Coming from La Paz Bolivia, I can tell you that we are losing our glaciers faster than we thought and it will affect millions of peoples in our access to water and in the access to food, because hundreds of rural communities depend on the ecological balances given by the ice capped mountains. In the Andean Region millions of persons will be affected by the glaciers melting. Scientists say that our glaciers have no more than 50 years left. And we did not cause the climate crisis. 80% of the greenhouse gases in the air is produced by the 20% of the world population concentrated in developed countries. The richest countries and the richest people in the world are eating this planet conceiving that it is just a Resource; meanwhile common sense cries that it is our Home.

So we are convinced that we cannot fight against poverty if we not face the necessity to restore the equilibrium with nature and if we do not propose to ourselves to change the bases of the mercantile society, surpassing the great distances between human beings to avoid the danger of self-destruction. We need a real change of the system.

It seems nice to nourish ideals of richness and success, but not everybody at the same time can reach the wealth that is sold every day thru the TV or the media. We cannot keep on fostering dreams of individual success and richness without thinking in the global community of the common wealth, and without the consciousness that we cannot grow “forever”. We already know that if everybody in this world would live at the same level of consumption of the medium current average in the rich countries, we would need far more than three planets to survive.

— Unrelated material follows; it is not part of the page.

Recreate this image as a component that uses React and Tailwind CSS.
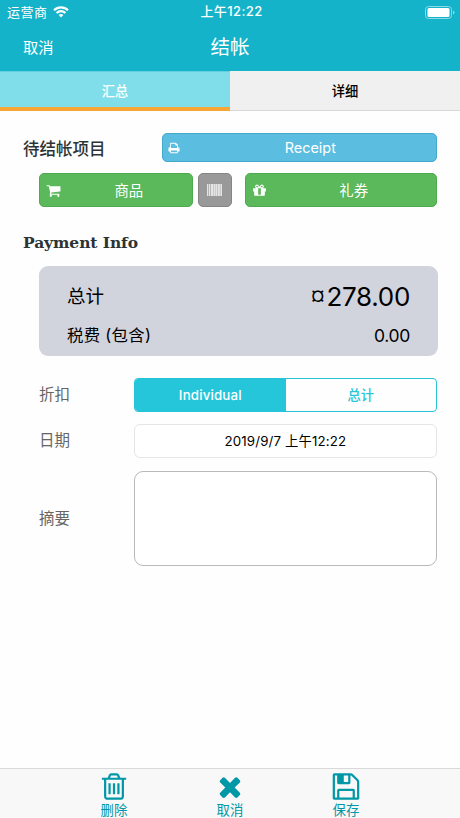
import React from "react";

const icons = {
  trash:
    "M704 736v576q0 14-9 23t-23 9h-64q-14 0-23-9t-9-23v-576q0-14 9-23t23-9h64q14 0 23 9t9 23zm256 0v576q0 14-9 23t-23 9h-64q-14 0-23-9t-9-23v-576q0-14 9-23t23-9h64q14 0 23 9t9 23zm256 0v576q0 14-9 23t-23 9h-64q-14 0-23-9t-9-23v-576q0-14 9-23t23-9h64q14 0 23 9t9 23zm128 724v-948h-896v948q0 22 7 40.5t14.5 27 10.5 8.5h832q3 0 10.5-8.5t14.5-27 7-40.5zm-672-1076h448l-48-117q-7-9-17-11h-317q-10 2-17 11zm928 32v64q0 14-9 23t-23 9h-96v948q0 83-47 143.5t-113 60.5h-832q-66 0-113-58.5t-47-141.5v-952h-96q-14 0-23-9t-9-23v-64q0-14 9-23t23-9h309l70-167q15-37 54-63t79-26h320q40 0 79 26t54 63l70 167h309q14 0 23 9t9 23z",
  times:
    "M1490 1322q0 40-28 68l-136 136q-28 28-68 28t-68-28l-294-294-294 294q-28 28-68 28t-68-28l-136-136q-28-28-28-68t28-68l294-294-294-294q-28-28-28-68t28-68l136-136q28-28 68-28t68 28l294 294 294-294q28-28 68-28t68 28l136 136q28 28 28 68t-28 68l-294 294 294 294q28 28 28 68z",
  save:
    "M512 1536h768v-384h-768v384zm896 0h128v-896q0-14-10-38.5t-20-34.5l-281-281q-10-10-34-20t-39-10v416q0 40-28 68t-68 28h-576q-40 0-68-28t-28-68v-416h-128v1280h128v-416q0-40 28-68t68-28h832q40 0 68 28t28 68v416zm-384-928v-320q0-13-9.5-22.5t-22.5-9.5h-192q-13 0-22.5 9.5t-9.5 22.5v320q0 13 9.5 22.5t22.5 9.5h192q13 0 22.5-9.5t9.5-22.5zm640 32v928q0 40-28 68t-68 28h-1344q-40 0-68-28t-28-68v-1344q0-40 28-68t68-28h928q40 0 88 20t76 48l280 280q28 28 48 76t20 88z",
  print:
    "M448 1536h896v-256h-896v256zm0-640h896v-384h-160q-40 0-68-28t-28-68v-160h-640v640zm1152 64q0-26-19-45t-45-19-45 19-19 45 19 45 45 19 45-19 19-45zm128 0v416q0 13-9.5 22.5t-22.5 9.5h-224v160q0 40-28 68t-68 28h-960q-40 0-68-28t-28-68v-160h-224q-13 0-22.5-9.5t-9.5-22.5v-416q0-79 56.5-135.5t135.5-56.5h64v-544q0-40 28-68t68-28h672q40 0 88 20t76 48l152 152q28 28 48 76t20 88v256h64q79 0 135.5 56.5t56.5 135.5z",
  cart:
    "M704 1536q0 52-38 90t-90 38-90-38-38-90 38-90 90-38 90 38 38 90zm896 0q0 52-38 90t-90 38-90-38-38-90 38-90 90-38 90 38 38 90zm128-1088v512q0 24-16.5 42.5t-40.5 21.5l-1044 122q13 60 13 70 0 16-24 64h920q26 0 45 19t19 45-19 45-45 19h-1024q-26 0-45-19t-19-45q0-11 8-31.5t16-36 21.5-40 15.5-29.5l-177-823h-204q-26 0-45-19t-19-45 19-45 45-19h256q16 0 28.5 6.5t19.5 15.5 13 24.5 8 26 5.5 29.5 4.5 26h1201q26 0 45 19t19 45z",
  gift:
    "M1056 1356v-716h-320v716q0 25 18 38.5t46 13.5h192q28 0 46-13.5t18-38.5zm-456-844h195l-126-161q-26-31-69-31-40 0-68 28t-28 68 28 68 68 28zm688-96q0-40-28-68t-68-28q-43 0-69 31l-125 161h194q40 0 68-28t28-68zm376 256v320q0 14-9 23t-23 9h-96v416q0 40-28 68t-68 28h-1088q-40 0-68-28t-28-68v-416h-96q-14 0-23-9t-9-23v-320q0-14 9-23t23-9h440q-93 0-158.5-65.5t-65.5-158.5 65.5-158.5 158.5-65.5q107 0 168 77l128 165 128-165q61-77 168-77 93 0 158.5 65.5t65.5 158.5-65.5 158.5-158.5 65.5h440q14 0 23 9t9 23z",
};

const Icon = ({ name, className }) => (
  <svg viewBox="0 0 1792 1792" fill="currentColor" className={className}>
    <path d={icons[name]} />
  </svg>
);

const StatusBar = () => (
  <div className="grid grid-cols-3 items-center h-6 pl-[7px] pr-[5px] text-[13px]">
    <div className="flex items-center gap-[5px]">
      <span className="tracking-[0.5px] pt-px">运营商</span>
      <svg viewBox="0 0 16 12" className="w-4 h-3" fill="none" stroke="currentColor" strokeWidth="2.1">
        <path d="M1 4.2a10 10 0 0 1 14 0M3.6 7a6.2 6.2 0 0 1 8.8 0" />
        <path d="M8 11.6 5.6 9.1a3.5 3.5 0 0 1 4.8 0z" fill="currentColor" stroke="none" />
      </svg>
    </div>
    <span className="text-center font-medium tracking-[0.4px] pl-px">上午12:22</span>
    <svg viewBox="0 0 30 13" className="w-[30px] h-[13px] justify-self-end" fill="none">
      <rect x="0.5" y="0.5" width="26" height="12" rx="3" stroke="#8ad9e5" />
      <rect x="2.5" y="2" width="22" height="9" rx="1.5" fill="white" />
      <path d="M28 4.5v4q1.5-.6 1.5-2t-1.5-2z" fill="#8ad9e5" />
    </svg>
  </div>
);

const ActionButton = ({ icon, label, className }) => (
  <button className={`flex items-center rounded-[5px] border text-white ${className}`}>
    <Icon name={icon} className={icon === "print" ? "w-3 h-3" : "w-[15px] h-[15px]"} />
    <span className="flex-1 text-center pl-[5px] pt-px">{label}</span>
  </button>
);

const Barcode = () => (
  <svg viewBox="0 0 15 12" className="w-[15px] h-3" fill="#e4e4e4">
    <path d="M0 0h1v12H0zM2 0h1v12H2zM4 0h2.4v12H4zM7 0h1.5v12H7zM9 0h1.3v12H9zM11 0h1.8v12H11zM13.5 0H15v12h-1.5z" />
    <path d="M0 0h15v12H0z" opacity=".35" />
  </svg>
);

const Field = ({ label, className, children }) => (
  <div className={`flex items-center ${className}`}>
    <span className="w-[95px] text-[15.5px] text-[#666]">{label}</span>
    {children}
  </div>
);

const TabItem = ({ icon, label }) => (
  <button className="flex flex-col items-center w-[116px] pt-[2px]">
    <Icon name={icon} className="w-8 h-8" />
    <span className="text-[13.4px] leading-[16px]">{label}</span>
  </button>
);

const App = () => {
  return (
    <div className="flex flex-col w-[460px] h-[818px] overflow-hidden bg-[#fefefe] text-black font-['Inter','Noto_Sans_CJK_SC',sans-serif]">
      <header className="h-[71px] shrink-0 bg-[#14b3c9] text-white">
        <StatusBar />
        <div className="grid grid-cols-3 items-center h-[47px] px-[23px]">
          <span className="text-[15.3px] pt-[2px]">取消</span>
          <span className="text-center text-[19.5px] leading-6 pb-px">结帐</span>
        </div>
      </header>

      <nav className="flex h-10 shrink-0 text-[13.3px] font-medium">
        <div className="flex-1 flex items-center justify-center border-t border-t-[#62d0dd] border-b-4 border-b-[#f8a736] bg-[#80deea] text-white pt-[4px]">
          汇总
        </div>
        <div className="flex-1 flex items-center justify-center border-b border-[#d8d8d8] bg-[#f0f0f0] pt-[2px]">
          详细
        </div>
      </nav>

      <main className="flex-1 px-[23px] pt-[22px]">
        <div className="flex items-center">
          <h2 className="w-[139px] text-[16.5px] leading-6 pt-[2px] font-medium text-[#2c3335]">待结帐项目</h2>
          <ActionButton
            icon="print"
            label="Receipt"
            className="w-[276px] h-[29px] pl-[5px] bg-[#5bbddf] border-[#43aacb] text-[14.4px]"
          />
        </div>

        <div className="flex mt-[11px] ml-4 text-[14.4px]">
          <ActionButton icon="cart" label="商品" className="w-[154px] h-[34px] pl-[6px] bg-[#5bb85b] border-[#4cab4d]" />
          <button className="flex items-center justify-center w-[34px] h-[34px] ml-[5px] rounded-[5px] border border-[#858585] bg-[#999]">
            <Barcode />
          </button>
          <ActionButton icon="gift" label="礼券" className="w-[193px] h-[34px] ml-[13px] pl-[6px] bg-[#5bb85b] border-[#4cab4d]" />
        </div>

        <h2 className="mt-6 leading-6 text-[15.5px] tracking-[-0.08px] font-bold text-[#2c3335] font-['DejaVu_Serif',serif]">
          Payment Info
        </h2>

        <section className="ml-4 mt-[11px] w-[399px] h-[90px] rounded-[9px] bg-[#d1d4dd] px-7 pt-4">
          <div className="flex items-center justify-between h-[30px]">
            <span className="text-[18.5px]">总计</span>
            <span className="flex items-center text-[26px] tracking-[-0.3px] pb-[2px]">
              <span className="text-[18.5px] font-medium mr-[2px]">¤</span>278.00
            </span>
          </div>
          <div className="flex items-center justify-between h-7 mt-[9px]">
            <span className="text-[16.4px] tracking-[0.3px] pt-px">税费 (包含)</span>
            <span className="text-[17.5px] tracking-[-0.3px] pt-[2px]">0.00</span>
          </div>
        </section>

        <div className="ml-4 mt-[22px]">
          <Field label="折扣" className="h-[34px]">
            <div className="flex w-[304px] h-[34px] rounded-[4px] border border-[#26c4da] overflow-hidden text-[13.3px] font-medium">
              <span className="flex items-center justify-center w-[151px] bg-[#26c6da] text-white tracking-[0.15px] pt-px">
                Individual
              </span>
              <span className="flex flex-1 items-center justify-center text-[#26c6da] pt-px">总计</span>
            </div>
          </Field>
          <Field label="日期" className="h-[34px] mt-3">
            <div className="flex items-center justify-center w-[304px] h-[34px] rounded-[6px] border border-[#e5e5e5] bg-white text-[13.3px] tracking-[0.15px] pt-px">
              2019/9/7 上午12:22
            </div>
          </Field>
          <Field label="摘要" className="h-[95px] mt-[13px]">
            <div className="w-[304px] h-[95px] rounded-[9px] border border-[#b9b9b9] bg-white" />
          </Field>
        </div>
      </main>

      <footer className="flex justify-center h-[50px] shrink-0 border-t border-[#d9d9d9] bg-[#f8f8f8] text-[#0097a7]">
        <TabItem icon="trash" label="删除" />
        <TabItem icon="times" label="取消" />
        <TabItem icon="save" label="保存" />
      </footer>
    </div>
  );
};

export default App;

That is why the Bolivian people is beginning to build a new concept that promotes the principle of the SUMA QAMAÑA the words in Quechua that mean LIVING WELL. It is now inside our new Constitution.  With that concept the idea prevails that we have to expect to live well, not better; because the word “better” suggest the endless growing, the unlimited enrichment that for us do not exist. It is not possible simply because it would consume all the biodiversity and the life on the planet and would deepen the gulfs between people. We have to begin to conceive development and wealth in a different way: as equilibrium and equality, as harmony with nature, as empathy between people.

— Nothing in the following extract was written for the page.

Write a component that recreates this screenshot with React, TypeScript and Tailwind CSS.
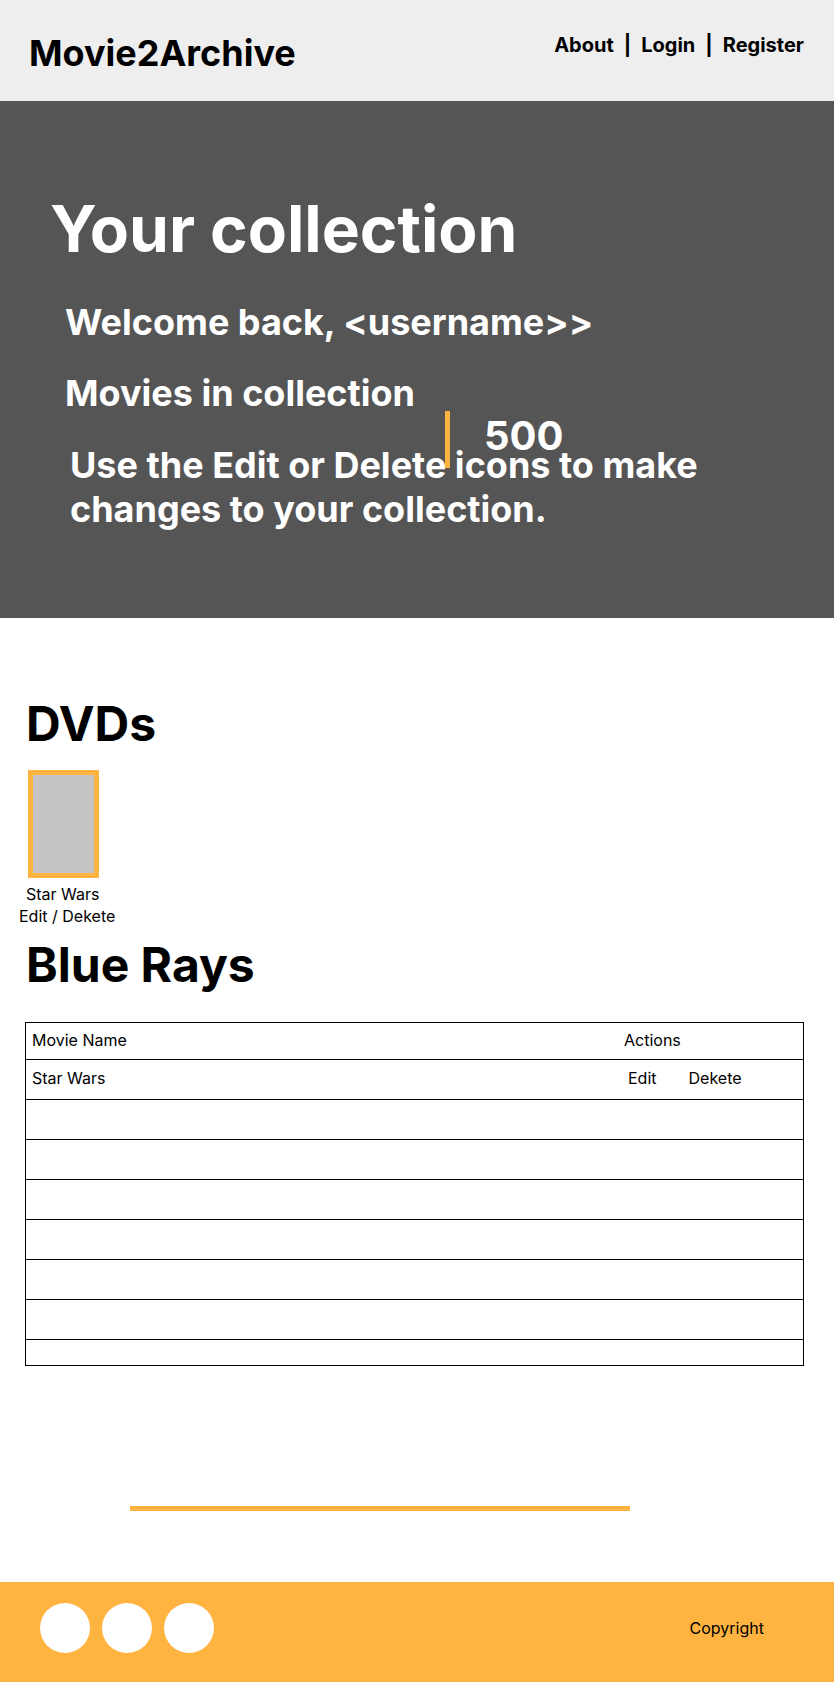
import React from "react";

const emptyRows = ["h-10", "h-10", "h-10", "h-10", "h-10", "h-10"];
const socialLinks = ["Facebook", "Twitter", "Instagram"];

function Header() {
  return (
    <header className="flex items-start justify-between bg-[#eeeeee] pt-[31px] pr-[30px] pb-[26px] pl-[29px]">
      <a href="#home" className="text-4xl leading-[44px] font-bold">
        Movie2Archive
      </a>
      <nav className="flex gap-2.5 pt-0.5 text-xl leading-6 font-bold">
        <a href="#about">About</a>
        <span>|</span>
        <a href="#login">Login</a>
        <span>|</span>
        <a href="#register">Register</a>
      </nav>
    </header>
  );
}

function Hero() {
  return (
    <section className="relative bg-[#555555] pt-[89px] pr-8 pb-[87px] pl-[50px] font-bold text-white">
      <h1 className="text-[64px] leading-[77px]">Your collection</h1>
      <div className="pl-[15px] text-4xl leading-[44px]">
        <p className="mt-[33px]">Welcome back, &lt;username&gt;&gt;</p>
        <p className="mt-[27px]">Movies in collection</p>
        <p className="mt-7 max-w-[680px] pl-[5px]">
          Use the Edit or Delete icons to make changes to your collection.
        </p>
      </div>
      <div className="absolute top-[310px] left-[445px] h-[57px] border-l-[5px] border-[#ffb340] pl-[34px] text-[40px] leading-[50px]">
        500
      </div>
    </section>
  );
}

function Dvds() {
  return (
    <section className="pt-[77px]">
      <h2 className="pl-[26px] text-5xl leading-[58px] font-bold">DVDs</h2>
      <div className="mt-[17px] pl-[19px] leading-[22px]">
        <div className="ml-[9px] h-[108px] w-[71px] border-5 border-[#ffb340] bg-[#c4c4c4]" />
        <p className="mt-[5px] pl-[7px]">Star Wars</p>
        <p>
          <a href="#edit">Edit</a> / <a href="#delete">Dekete</a>
        </p>
      </div>
    </section>
  );
}

function BlueRays() {
  return (
    <section className="pt-[9px] pr-[30px] pl-[25px]">
      <h2 className="pl-px text-5xl leading-[58px] font-bold">Blue Rays</h2>
      <table className="mt-7 w-full table-fixed border-separate border-spacing-0 border border-black text-left leading-5">
        <colgroup>
          <col />
          <col className="w-[179px]" />
        </colgroup>
        <thead>
          <tr className="h-[37px]">
            <th className="border-b border-black pt-[7px] pl-1.5 align-top font-normal">Movie Name</th>
            <th className="border-b border-black pt-[7px] align-top font-normal">Actions</th>
          </tr>
        </thead>
        <tbody>
          <tr className="h-10">
            <td className="border-b border-black pt-2 pl-1.5 align-top">Star Wars</td>
            <td className="border-b border-black pt-2 pl-1 align-top">
              <div className="flex gap-8">
                <button type="button">Edit</button>
                <button type="button">Dekete</button>
              </div>
            </td>
          </tr>
          {emptyRows.map((height, i) => (
            <tr key={i} className={height}>
              <td className="border-b border-black" />
              <td className="border-b border-black" />
            </tr>
          ))}
          <tr className="h-[25px]">
            <td />
            <td />
          </tr>
        </tbody>
      </table>
    </section>
  );
}

function Footer() {
  return (
    <footer className="flex items-center justify-between bg-[#ffb340] pt-[21px] pr-[70px] pb-[29px] pl-10">
      <div className="flex gap-3">
        {socialLinks.map((name) => (
          <a key={name} href="#social" aria-label={name} className="size-[50px] rounded-full bg-white" />
        ))}
      </div>
      <p className="leading-[22px]">Copyright</p>
    </footer>
  );
}

export default function App() {
  return (
    <div className="min-h-screen bg-white font-['Inter',sans-serif] text-base text-black">
      <Header />
      <Hero />
      <main>
        <Dvds />
        <BlueRays />
        <hr className="mt-[140px] mr-[204px] mb-[71px] ml-[130px] h-[5px] border-0 bg-[#ffb340]" />
      </main>
      <Footer />
    </div>
  );
}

If words could change the world, we could have been living in a real different world decades ago. People have the will to change but we need to convince our governors to really be committed to the claims of the planet and to be coherent at every moment with these efforts. We cannot fight poverty investing more in wars and weapons than in people. One cannot talk about the MDGs and at the same time increase racial intolerance and marginalization. The world leaders now have the decisions on their side, we ask them to do it correctly.

New York, September 2010

- Elizabeth Peredo Beltran – Bolivia: Intervention during the STAND UP and TAKE ACTION - SUNDAY 19 September, at Lincoln Center in NY.